**TO BE DONE**
Go through the lines below and copy each one that holds the string "with".

[Pages as source code]
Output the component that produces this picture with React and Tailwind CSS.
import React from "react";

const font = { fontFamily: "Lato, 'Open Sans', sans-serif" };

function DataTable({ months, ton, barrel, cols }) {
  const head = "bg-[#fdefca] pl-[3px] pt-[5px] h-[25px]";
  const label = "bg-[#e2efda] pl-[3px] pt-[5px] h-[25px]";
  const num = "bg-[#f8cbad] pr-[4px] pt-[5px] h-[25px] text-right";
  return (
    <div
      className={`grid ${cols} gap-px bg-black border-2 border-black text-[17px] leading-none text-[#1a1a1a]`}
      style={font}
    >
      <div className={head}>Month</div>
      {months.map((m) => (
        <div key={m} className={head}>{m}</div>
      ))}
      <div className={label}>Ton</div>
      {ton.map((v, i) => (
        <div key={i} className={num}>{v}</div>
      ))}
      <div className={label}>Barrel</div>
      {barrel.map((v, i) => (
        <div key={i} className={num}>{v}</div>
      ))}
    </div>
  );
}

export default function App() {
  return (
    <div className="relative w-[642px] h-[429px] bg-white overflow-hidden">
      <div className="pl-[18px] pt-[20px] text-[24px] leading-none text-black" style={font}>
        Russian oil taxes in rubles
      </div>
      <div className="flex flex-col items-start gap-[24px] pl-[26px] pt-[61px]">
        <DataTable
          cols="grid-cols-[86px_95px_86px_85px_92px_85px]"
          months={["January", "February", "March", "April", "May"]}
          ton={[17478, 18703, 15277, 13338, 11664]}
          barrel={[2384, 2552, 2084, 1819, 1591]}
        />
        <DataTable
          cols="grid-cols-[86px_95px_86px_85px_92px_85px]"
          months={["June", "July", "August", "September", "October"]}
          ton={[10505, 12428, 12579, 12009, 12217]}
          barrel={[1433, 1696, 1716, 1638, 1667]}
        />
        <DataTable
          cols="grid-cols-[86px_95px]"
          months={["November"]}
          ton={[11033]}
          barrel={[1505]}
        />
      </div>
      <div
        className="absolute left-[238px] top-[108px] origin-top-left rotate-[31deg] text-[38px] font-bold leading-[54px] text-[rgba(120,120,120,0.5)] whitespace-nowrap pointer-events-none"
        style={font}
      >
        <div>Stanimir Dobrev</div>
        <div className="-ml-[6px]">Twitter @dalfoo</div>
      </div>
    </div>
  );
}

==

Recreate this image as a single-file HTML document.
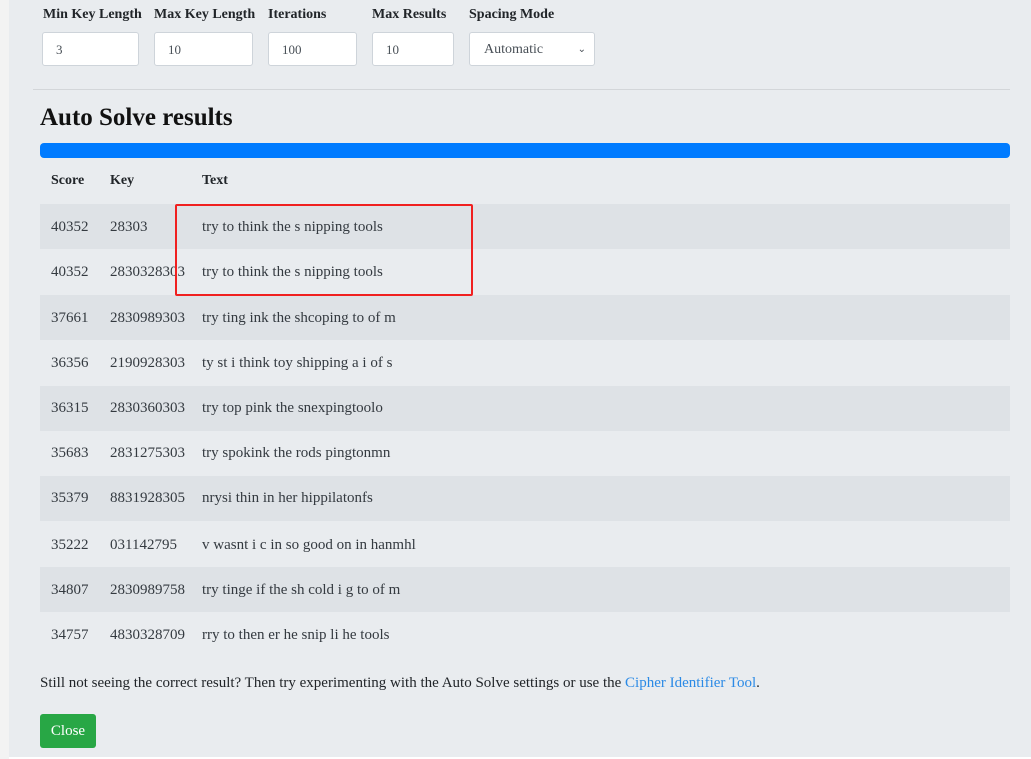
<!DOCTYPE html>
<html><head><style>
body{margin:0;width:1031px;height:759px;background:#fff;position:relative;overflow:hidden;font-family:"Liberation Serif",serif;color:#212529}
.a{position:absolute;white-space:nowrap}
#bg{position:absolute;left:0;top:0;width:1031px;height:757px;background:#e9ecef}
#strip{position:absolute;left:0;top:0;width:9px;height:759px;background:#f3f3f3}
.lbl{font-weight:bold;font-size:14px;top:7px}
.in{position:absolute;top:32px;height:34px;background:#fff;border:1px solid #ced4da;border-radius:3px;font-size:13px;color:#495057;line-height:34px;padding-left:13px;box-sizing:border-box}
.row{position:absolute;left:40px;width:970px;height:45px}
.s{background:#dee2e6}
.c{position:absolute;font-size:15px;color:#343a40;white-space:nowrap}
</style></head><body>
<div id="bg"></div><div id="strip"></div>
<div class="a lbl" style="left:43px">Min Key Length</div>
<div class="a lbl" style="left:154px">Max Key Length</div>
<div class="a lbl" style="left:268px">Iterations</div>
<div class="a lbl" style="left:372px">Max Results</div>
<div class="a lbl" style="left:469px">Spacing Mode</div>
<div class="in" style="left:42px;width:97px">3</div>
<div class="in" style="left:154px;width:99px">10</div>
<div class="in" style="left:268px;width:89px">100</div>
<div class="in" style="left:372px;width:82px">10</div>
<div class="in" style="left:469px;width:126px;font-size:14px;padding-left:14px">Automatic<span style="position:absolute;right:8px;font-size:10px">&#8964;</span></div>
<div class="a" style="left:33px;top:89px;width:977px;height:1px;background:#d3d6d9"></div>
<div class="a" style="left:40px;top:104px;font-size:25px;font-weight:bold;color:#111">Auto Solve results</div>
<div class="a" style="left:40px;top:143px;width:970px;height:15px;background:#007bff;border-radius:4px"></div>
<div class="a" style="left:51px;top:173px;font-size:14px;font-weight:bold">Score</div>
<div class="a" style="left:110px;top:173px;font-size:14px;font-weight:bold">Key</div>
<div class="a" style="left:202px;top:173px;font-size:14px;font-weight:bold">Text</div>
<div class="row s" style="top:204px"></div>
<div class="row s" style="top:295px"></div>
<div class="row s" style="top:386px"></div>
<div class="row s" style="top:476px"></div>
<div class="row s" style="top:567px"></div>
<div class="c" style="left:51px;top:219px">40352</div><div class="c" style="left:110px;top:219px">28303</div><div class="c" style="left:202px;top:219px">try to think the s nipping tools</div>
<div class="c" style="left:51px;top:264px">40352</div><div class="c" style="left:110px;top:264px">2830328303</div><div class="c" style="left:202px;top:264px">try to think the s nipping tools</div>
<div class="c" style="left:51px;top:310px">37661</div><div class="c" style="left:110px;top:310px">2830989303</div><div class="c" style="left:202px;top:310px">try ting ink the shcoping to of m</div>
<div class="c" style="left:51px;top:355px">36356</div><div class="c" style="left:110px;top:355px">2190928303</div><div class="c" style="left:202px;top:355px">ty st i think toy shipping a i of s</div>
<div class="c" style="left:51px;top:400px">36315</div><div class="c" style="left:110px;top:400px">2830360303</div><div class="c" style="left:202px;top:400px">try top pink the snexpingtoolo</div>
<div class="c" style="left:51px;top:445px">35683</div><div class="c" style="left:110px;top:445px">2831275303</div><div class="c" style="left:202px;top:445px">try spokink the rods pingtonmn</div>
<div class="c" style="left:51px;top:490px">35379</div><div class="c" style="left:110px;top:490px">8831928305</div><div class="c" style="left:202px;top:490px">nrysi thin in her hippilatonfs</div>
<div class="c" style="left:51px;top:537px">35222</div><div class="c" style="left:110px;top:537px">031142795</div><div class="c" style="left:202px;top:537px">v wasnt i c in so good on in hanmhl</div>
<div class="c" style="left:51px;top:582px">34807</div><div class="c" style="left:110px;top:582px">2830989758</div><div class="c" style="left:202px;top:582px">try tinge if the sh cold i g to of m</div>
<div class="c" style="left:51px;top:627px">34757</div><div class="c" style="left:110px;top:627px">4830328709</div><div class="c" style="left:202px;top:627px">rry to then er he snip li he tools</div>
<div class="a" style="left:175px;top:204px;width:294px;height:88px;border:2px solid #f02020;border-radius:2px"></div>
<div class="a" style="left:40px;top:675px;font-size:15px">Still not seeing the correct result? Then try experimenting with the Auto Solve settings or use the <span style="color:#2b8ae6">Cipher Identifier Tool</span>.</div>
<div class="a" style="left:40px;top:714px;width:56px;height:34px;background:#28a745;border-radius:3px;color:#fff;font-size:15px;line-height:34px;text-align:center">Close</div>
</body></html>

**TASK SOLUTION**
Output the component that produces this picture with React and Tailwind CSS.
<div class="a" style="left:40px;top:675px;font-size:15px">Still not seeing the correct result? Then try experimenting with the Auto Solve settings or use the <span style="color:#2b8ae6">Cipher Identifier Tool</span>.</div>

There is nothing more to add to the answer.